Bit 7 GPIOHEN : CPU1 IO port H clock enable

Set and cleared by software.

0: IO port H clock disabled for CPU1

1: IO port H clock enabled for CPU1

Bits 6:5 Reserved, must be kept at reset value.

Bit 4 GPIOEEN : CPU1 IO port E clock enable

Set and cleared by software.

0: IO port E clock disabled for CPU1

1: IO port E clock enabled for CPU1

Bit 3 GPIODEN : CPU1 IO port D clock enable (STM32WB55xx only)

Set and cleared by software.

0: IO port D clock disabled for CPU1

1: IO port D clock enabled for CPU1

Note that this bit is reserved on STM32WB35xx.

Bit 2 GPIOCEN : CPU1 IO port C clock enable

Set and cleared by software.

0: IO port C clock disabled for CPU1

1: IO port C clock enabled for CPU1

Bit 1 GPIOBEN : CPU1 IO port B clock enable

Set and cleared by software.

0: IO port B clock disabled for CPU1

1: IO port B clock enabled for CPU1

Bit 0 GPIOAEN : CPU1 IO port A clock enable

Set and cleared by software.

0: IO port A clock disabled for CPU1

1: IO port A clock enabled for CPU1

6.4.19 RCC AHB3 and AHB4 peripheral clock enable register (RCC_AHB3ENR)

Address offset: 0x050

Reset value: 0x0208 0000

Access: No wait state, word, half-word and byte access

Note: When the peripheral clock is not active, the peripheral registers read or write access from CPU1 is not supported.

31	30	29	28	27	26	25	24	23	22	21	20	19	18	17	16
Res.	Res.	Res.	Res.	Res.	Res.	FLASH EN	Res.	Res.	Res.	Res.	IPCC EN	HSEM EN	RNG EN	AES2 EN	PKA EN
						rw					rw	rw	rw	rw	rw

15	14	13	12	11	10	9	8	7	6	5	4	3	2	1	0
Res.	Res.	Res.	Res.	Res.	Res.	Res.	QUADSPI EN	Res.	Res.	Res.	Res.	Res.	Res.	Res.	Res.
							rw

Bits 31:26 Reserved, must be kept at reset value.

Bit 25 FLASHEN CPU1 Flash memory interface clock enable

This bit can only be cleared when the Flash memory is in Power down. Set and cleared by software.

0: Flash interface clock disable for CPU1

1: Flash interface clock enable for CPU1

Bits 24:21 Reserved, must be kept at reset value.
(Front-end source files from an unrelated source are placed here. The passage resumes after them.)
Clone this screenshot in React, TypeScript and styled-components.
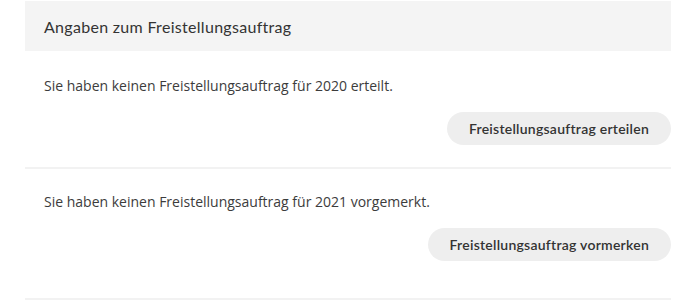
import styled, { createGlobalStyle } from 'styled-components';

const GlobalStyle = createGlobalStyle`
    body {
        margin: 0;
        background: #ffffff;
    }
`;

const Page = styled.div`
    width: 682px;
    height: 301px;
    padding: 1px 11px 0 25px;
    box-sizing: border-box;
    overflow: hidden;
`;

const Header = styled.div`
    height: 50px;
    background: #f4f4f4;
    display: flex;
    align-items: center;
    padding-left: 19px;
    font-family: "Lato", sans-serif;
    font-size: 16px;
    color: #333333;
    letter-spacing: 0.3px;
`;

const Section = styled.div<{ $top: number; $bottom: number }>`
    display: flex;
    flex-direction: column;
    padding: ${p => p.$top}px 0 ${p => p.$bottom}px 19px;
    border-bottom: 2px solid #f2f2f2;
`;

const Text = styled.p`
    margin: 0;
    font-family: "Open Sans", sans-serif;
    font-size: 14px;
    line-height: 18px;
    color: #3c3c3c;
`;

const Button = styled.button`
    align-self: flex-end;
    margin-top: 17px;
    height: 33px;
    padding: 0 22px;
    border: none;
    border-radius: 17px;
    background: #eeeeee;
    font-family: "Lato", sans-serif;
    font-weight: 600;
    font-size: 14px;
    color: #333333;
    letter-spacing: 0.25px;
    cursor: pointer;
`;

const App = () => {
    return (
        <>
            <GlobalStyle />
            <Page>
                <Header>Angaben zum Freistellungsauftrag</Header>
                <Section $top={26} $bottom={22}>
                    <Text>Sie haben keinen Freistellungsauftrag für 2020 erteilt.</Text>
                    <Button>Freistellungsauftrag erteilen</Button>
                </Section>
                <Section $top={24} $bottom={37}>
                    <Text>Sie haben keinen Freistellungsauftrag für 2021 vorgemerkt.</Text>
                    <Button>Freistellungsauftrag vormerken</Button>
                </Section>
            </Page>
        </>
    )
}

export default App;
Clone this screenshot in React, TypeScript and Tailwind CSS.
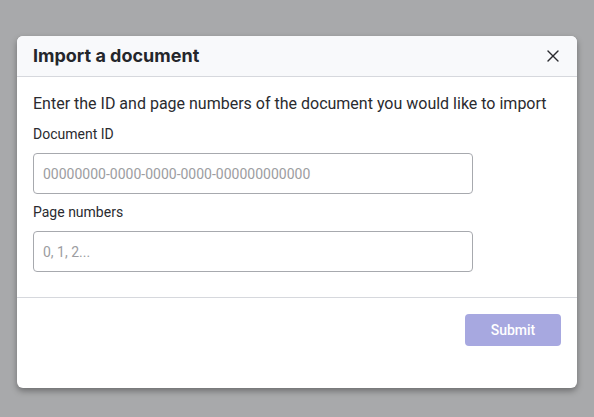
import { X } from "lucide-react";

export default function App() {
  return (
    <div className="flex min-h-[417px] w-full justify-center bg-[#a8a9ab] pt-[36px] font-['Roboto',sans-serif]">
      <div className="flex h-[352px] w-[560px] flex-col overflow-hidden rounded-md bg-white shadow-[0_3px_6px_rgba(0,0,0,0.35)]">
        <div className="flex h-[41px] shrink-0 items-center justify-between border-b border-[#d6d8dd] bg-[#f8f9fb] pl-4 pr-[14px]">
          <h2 className="font-['Inter',sans-serif] text-lg font-bold text-[#24262b]">Import a document</h2>
          <button className="text-[#2a2b2f]">
            <X className="h-5 w-5" strokeWidth={1.6} />
          </button>
        </div>
        <div className="flex flex-col px-4 pt-[15px]">
          <p className="text-base leading-6 text-[#2a2b2f]">
            Enter the ID and page numbers of the document you would like to import
          </p>
          <label className="mt-[8px] text-sm leading-5 text-[#2a2b2f]">Document ID</label>
          <input
            className="mt-[9px] h-[41px] w-[440px] rounded border border-[#a7a9ae] px-[9px] text-sm text-[#2a2b2f] outline-none placeholder:text-[#9c9da1]"
            placeholder="00000000-0000-0000-0000-000000000000"
          />
          <label className="mt-2 text-sm leading-5 text-[#2a2b2f]">Page numbers</label>
          <input
            className="mt-[9px] h-[41px] w-[440px] rounded border border-[#a7a9ae] px-[9px] text-sm text-[#2a2b2f] outline-none placeholder:text-[#9c9da1]"
            placeholder="0, 1, 2..."
          />
        </div>
        <div className="mt-[25px] border-t border-[#d6d8dd]" />
        <div className="flex justify-end px-4 pt-4">
          <button className="h-8 w-24 rounded bg-[#a7a8e0] text-sm font-medium text-white">Submit</button>
        </div>
      </div>
    </div>
  );
}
Bit 20 IPCCEN CPU1 IPCC interface clock enable

Set and cleared by software.

0: IPCC clock disable for CPU1

1: IPCC clock enable for CPU1

Bit 19 HSEMEN CPU1 HSEM clock enable

Set and cleared by software.

0: HSEM clock disable for CPU1

1: HSEM clock enable for CPU1

Bit 18 RNGEN CPU1 true RNG clocks enable

Set and cleared by software.

0: True RNG bus and kernel clocks disable for CPU1

1: True RNG bus and kernel clocks enable for CPU1

Bit 17 AES2EN CPU1 AES2 accelerator clock enable

Set and cleared by software.

0: AES2 clock disable for CPU1

1: AES2 clock enable for CPU1

Bit 16 PKAEN CPU1 PKA accelerator clock enable

Set and cleared by software.

0: PKA clock disable for CPU1

1: PKA clock enable for CPU1

Bits 15:9 Reserved, must be kept at reset value.

Bit 8 QUADSPIEN : CPU1 Quad SPI memory interface clock enable

Set and cleared by software.

0: QUADSPI clock disable for CPU1

1: QUADSPI clock enable for CPU1

Bits 7:0 Reserved, must be kept at reset value.

6.4.20 RCC APB1 peripheral clock enable register 1 (RCC_APB1ENR1)

Address: 0x058

Reset value: 0x0000 0400

Access: No wait state, word, half-word and byte access

Note: When the peripheral clock is not active, the peripheral registers read or write access from CPU1 is not supported.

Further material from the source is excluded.